Posted: Thu Oct 09, 2003 7:55 pm
by vrg3
The pedals and stuff are the same, I think.

You're right that the FWD trannies use cable clutches while the EJ22T ones are hydraulic, but I think you can convert cable clutches to hydraulic using stock parts. It will be push-type instead of pull-type, though, so you'd need a little new hardware the second time around anyway.

Posted: Fri Oct 10, 2003 1:19 am
by SPARTUS
I've read somewhere that the reason the transmission locks up when it warms up is for the simple reason that when you release the throttle, the rpm's stay at where they were and gradually come down. This allows for instant power in case if the need be arises. When the transmission isn't locked up the rpm's instantly drop when you let go of the throttle and therefore not having the instant power if the need arises. You can try this on your cars and see.

Posted: Fri Oct 10, 2003 5:06 am
by vrg3
When my car is cold the RPMs hang, and I've got a 5-speed. My old 5-speed Impreza did that too. I thought it was just because when the throttle plate was cold the lubricating grease was a little more viscous or something.

Posted: Tue Nov 04, 2003 8:52 am
by 93Leg-c
Spartus, my 93 AWD AT does the same as yours. After the engine, tranny, whatever warms up, I've noticed an rpm drop in the "D" range, something like going into 5th gear. I just always viewed my tranny as an automatic 4-speed with an automatic 5th O/D gear. In fact, when it's in "5th" gear on a level road, if I depress the accelerator just ever so slightly, it will downshift into 4th gear. It's not in third gear because if I manually shift to "3" then the tranny downshifts noticeably and rpms go up.
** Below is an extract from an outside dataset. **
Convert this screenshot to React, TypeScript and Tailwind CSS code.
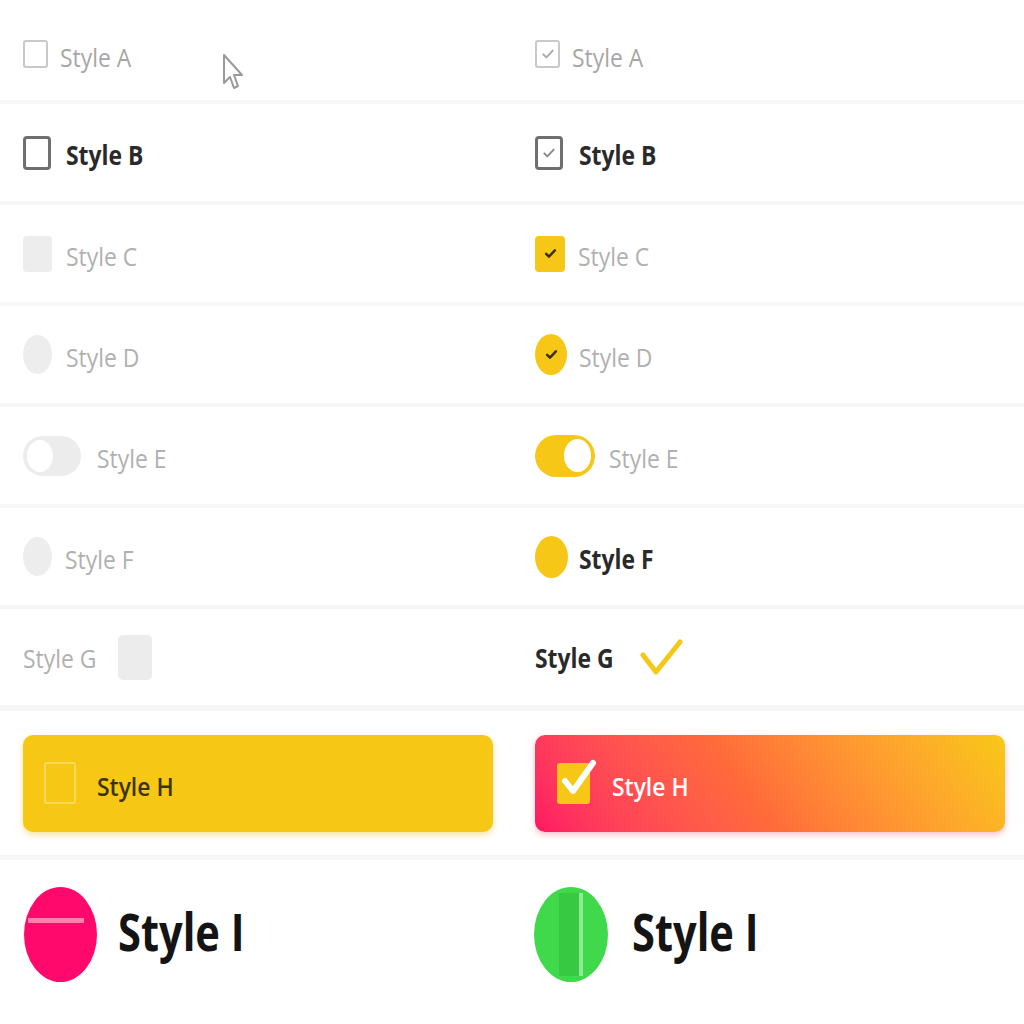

And I appreciated both Beastar's and vrg3's explanantion of the trans because I don't quite understand how automatic transmissions work so both explanantions gave me a better idea.

Posted: Tue Nov 04, 2003 10:02 pm
by Legacy777
You do not have a 5th gear. What you are feeling is the torque converter unlocking, that's why it feels like it "kick's down" and RPM's raise.